WEELLLLLLLLLLLL you should look harder. Smallpox alone isn't genocide, you fucking idiot. See, the highest estimates suggest that North America was home to about 100 million people before Europeans showed up. The lowest say that it was home to about 12 million. Either way, the population by 1900 in all of North America (including Canada and Mexico, and, at the time, the largely untouched swathes of Alaska) was no more than 200,000-250,000. How it got there is by a) burning and pillaging villages, b) praying towns, where they literally grabbed the next generation of "Indians" and dropped them in Puritan-style homes with Bibles and an oil lantern and just left them, c) reservations, which picked up "Indians" from their homes and dropped them somewhere where it was convenient for you and I to not notice them anymore, or d) the fucking Trail of Tears and countless other historical events like it that evidently you haven't heard of. By the way, 250,000 isn't a lot of people. That's about as many people that live in Grand Rapids. Spread them continent-wide. Take that and split it up into hundreds, if not thousands, of surviving tribal groups and you have a pretty stupidly fucking genocidal scenario where countless tribes could be classified as at immediate risk of extinction according to the Endangered Species Act - you know, since you seem to feel like "Indians" are little more than animals anyway.
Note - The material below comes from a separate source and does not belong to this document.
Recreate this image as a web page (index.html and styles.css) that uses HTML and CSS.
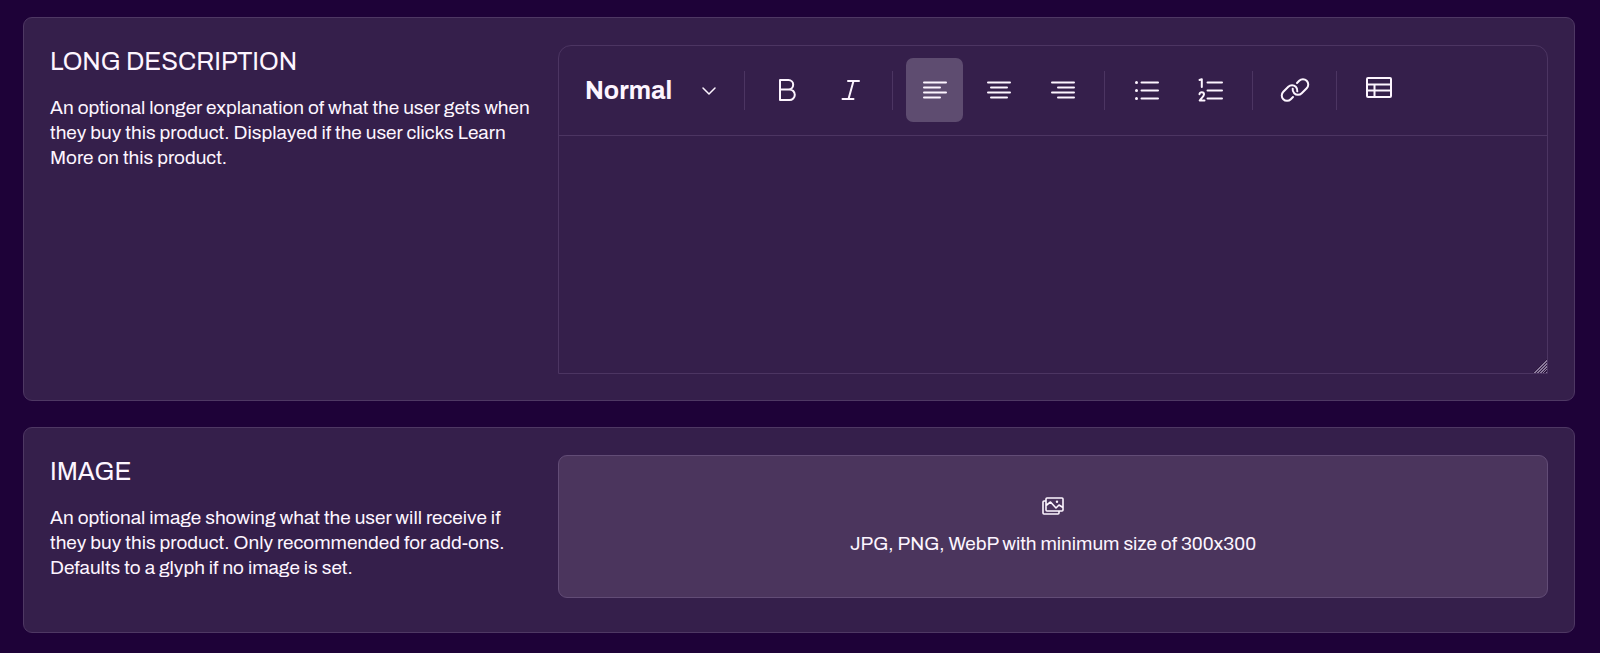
FILE: index.html
```html
<!DOCTYPE html>
<html lang="en">
<head>
    <meta charset="UTF-8">
    <meta name="viewport" content="width=device-width, initial-scale=1.0">
    <title>Edit Product</title>
    <link rel="stylesheet" href="styles.css">
</head>
<body>

    <form class="product-form">
        <section class="card">
            <div class="info">
                <h2><label for="description">LONG DESCRIPTION</label></h2>
                <p>An optional longer explanation of what the user gets when they buy this product. Displayed if the user clicks Learn More on this product.</p>
            </div>

            <div class="editor">
                <div class="toolbar">
                    <div class="format">
                        <select class="format-select" aria-label="Text style">
                            <option>Normal</option>
                            <option>Heading 1</option>
                            <option>Heading 2</option>
                        </select>
                        <svg class="chevron" width="14" height="8" viewBox="0 0 14 8"><path d="M1 1l6 6 6-6"/></svg>
                    </div>
                    <span class="separator"></span>
                    <button type="button" class="tool" aria-label="Bold">
                        <svg width="28" height="28" viewBox="0 0 28 28"><path d="M7 4h8.500a4.700 4.700 0 0 1 0 9.400H7zM7 13.400h9.500a5.300 5.300 0 0 1 0 10.600H7z"/></svg>
                    </button>
                    <button type="button" class="tool" aria-label="Italic">
                        <svg width="28" height="28" viewBox="0 0 28 28"><path d="M11 5h11M5.500 23h11M16.500 5l-5 18"/></svg>
                    </button>
                    <span class="separator"></span>
                    <button type="button" class="tool active" aria-label="Align left">
                        <svg width="28" height="28" viewBox="0 0 28 28"><path d="M3 6.500h22M3 11.500h16M3 16.500h22M3 21.500h16"/></svg>
                    </button>
                    <button type="button" class="tool" aria-label="Align center">
                        <svg width="28" height="28" viewBox="0 0 28 28"><path d="M3 6.500h22M6 11.500h16M3 16.500h22M6 21.500h16"/></svg>
                    </button>
                    <button type="button" class="tool" aria-label="Align right">
                        <svg width="28" height="28" viewBox="0 0 28 28"><path d="M3 6.500h22M9 11.500h16M3 16.500h22M9 21.500h16"/></svg>
                    </button>
                    <span class="separator"></span>
                    <button type="button" class="tool" aria-label="Bulleted list">
                        <svg width="28" height="28" viewBox="0 0 28 28"><path d="M8.500 6.500H25M8.500 14.500H25M8.500 22.500H25"/><g class="dots"><circle cx="3.500" cy="6.500" r="1.500"/><circle cx="3.500" cy="14.500" r="1.500"/><circle cx="3.500" cy="22.500" r="1.500"/></g></svg>
                    </button>
                    <button type="button" class="tool" aria-label="Numbered list">
                        <svg width="28" height="28" viewBox="0 0 28 28"><path d="M10.500 6.500H25M10.500 14.500H25M10.500 22.500H25M2.500 4l2.300-.8V11M2.500 18.300c0-2.800 4.500-2.700 4.500 0 0 2-2.500 3.500-4.300 6.200H7.500"/></svg>
                    </button>
                    <span class="separator"></span>
                    <button type="button" class="tool" aria-label="Link">
                        <svg width="28" height="28" viewBox="0 0 28 28"><path d="M16 7l2.200-2.300a5.300 5.300 0 0 1 7.500 0a5.300 5.300 0 0 1 0 7.500l-5 5a5.300 5.300 0 0 1-7.500 0a5.300 5.300 0 0 1-1.500-4.500M12 21l-2.200 2.300a5.300 5.300 0 0 1-7.500 0a5.300 5.300 0 0 1 0-7.500l5-5a5.300 5.300 0 0 1 7.500 0a5.300 5.300 0 0 1 1.500 4.500"/></svg>
                    </button>
                    <span class="separator"></span>
                    <button type="button" class="tool" aria-label="Table">
                        <svg width="28" height="28" viewBox="0 0 28 28"><path d="M3 2h22q1 0 1 1v17q0 1-1 1H3q-1 0-1-1V3q0-1 1-1zM2 8.500h24M2 14.500h24M9.500 8.500V21"/></svg>
                    </button>
                </div>
                <textarea id="description" name="description"></textarea>
            </div>
        </section>

        <section class="card">
            <div class="info">
                <h2>IMAGE</h2>
                <p>An optional image showing what the user will receive if they buy this product. Only recommended for add-ons. Defaults to a glyph if no image is set.</p>
            </div>

            <label class="upload" for="image">
                <input type="file" id="image" name="image" accept=".jpg,.png,.webp">
                <svg class="gallery" width="22" height="18" viewBox="0 0 22 18"><path d="M5 1h15q1 0 1 1v11q0 1-1 1H5q-1 0-1-1V2q0-1 1-1zM4 4H2q-1 0-1 1v11q0 1 1 1h14q1 0 1-1v-2M4 8.500l4.500-3.500 5.500 6 3-3 4 2.500"/><circle class="dots" cx="15" cy="4.800" r="1.200"/></svg>
                <span>JPG, PNG, WebP with minimum size of 300x300</span>
            </label>
        </section>
    </form>

</body>
</html>
```
FILE: styles.css
```css
* {
    box-sizing: border-box;
}

body {
    font-family: Archivo, "Liberation Sans", Arial, sans-serif;
    font-size: 19px;
    line-height: 25px;
    margin: 0;
    padding: 17px 25px 20px 23px;
    background-color: #1e0238;
    color: #fdf5ff;
}

.product-form {
    display: flex;
    flex-direction: column;
    gap: 26px;
}

.card {
    display: grid;
    grid-template-columns: 1fr 2fr;
    gap: 13px;
    padding: 27px 26px 26px;
    border: 1px solid #4e3863;
    border-radius: 9px;
    background-color: #351f4b;
}

.info {
    padding-right: 12px;
}

h2 {
    font-size: 25px;
    font-weight: normal;
    line-height: 34px;
    margin: 0 0 16px;
}

p {
    margin: 0;
}

.editor {
    border: 1px solid #4c3562;
    border-radius: 13px 13px 0 0;
}

.toolbar {
    display: flex;
    align-items: center;
    gap: 7px;
    height: 90px;
    padding: 0 26px;
    border-bottom: 1px solid #4c3562;
}

.format {
    position: relative;
}

.format-select {
    appearance: none;
    width: 132px;
    padding: 0;
    border: none;
    background: none;
    color: inherit;
    font: bold 25px/34px Archivo, "Liberation Sans", Arial, sans-serif;
    cursor: pointer;
}

svg {
    fill: none;
    stroke: currentColor;
    stroke-width: 2;
    stroke-linecap: round;
    stroke-linejoin: round;
    overflow: visible;
}

.chevron {
    position: absolute;
    right: 1px;
    top: 13px;
    stroke-width: 1.5;
    pointer-events: none;
}

.gallery {
    stroke-width: 1.6;
}

.dots {
    fill: currentColor;
    stroke: none;
}

.separator {
    width: 1px;
    height: 39px;
    margin: 0 6px;
    background-color: #4c3562;
}

.format + .separator {
    margin-left: 20px;
}

.tool {
    display: flex;
    align-items: center;
    justify-content: center;
    width: 57px;
    height: 64px;
    margin-bottom: 2px;
    padding: 0;
    border: none;
    border-radius: 7px;
    background: none;
    color: inherit;
    cursor: pointer;
}

.tool.active,
.tool:hover {
    background-color: #5e4c70;
}

textarea {
    display: block;
    width: 100%;
    height: 237px;
    padding: 16px 26px;
    border: none;
    background: none;
    color: inherit;
    font: inherit;
    resize: vertical;
}

/* diagonal grip lines in the lower right corner */
textarea::-webkit-resizer {
    background:
        linear-gradient(135deg, #351f4b 50%, transparent 50%),
        repeating-linear-gradient(135deg, #8b7a9b 0 1px, #2c173f 1px 2px);
}

.upload {
    position: relative;
    display: flex;
    flex-direction: column;
    align-items: center;
    justify-content: center;
    gap: 16px;
    height: 143px;
    margin-bottom: 8px;
    border: 1px solid #624c76;
    border-radius: 9px;
    background-color: #4b355d;
    cursor: pointer;
}

.upload input {
    position: absolute;
    inset: 0;
    opacity: 0;
    cursor: pointer;
}
```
How many are there today? 5.2 million. Obviously, that's a lot higher. I can't wait to hear you argue that that somehow implies that they're not subject genocide today. First off, they still live predominantly in these reservations, and 11 of the 20 poorest counties in the whole of the US are reservation counties. Here's a fun example from a source I can see you masturbating to, hopefully in private:
http://www.businessinsider.com/bi-dangerous-indian-reservation-2012-2
Here's another, but I don't think even you can jerk off twice in a row:
http://www.forbes.com/sites/realspin/2014/03/13/5-ways-the-government-keeps-native-americans-in-poverty/#621ee0176cc6
I'm bored of teaching you the most basic history that fucking PBS Kids writes about and you're stroking yourself, so I'm done.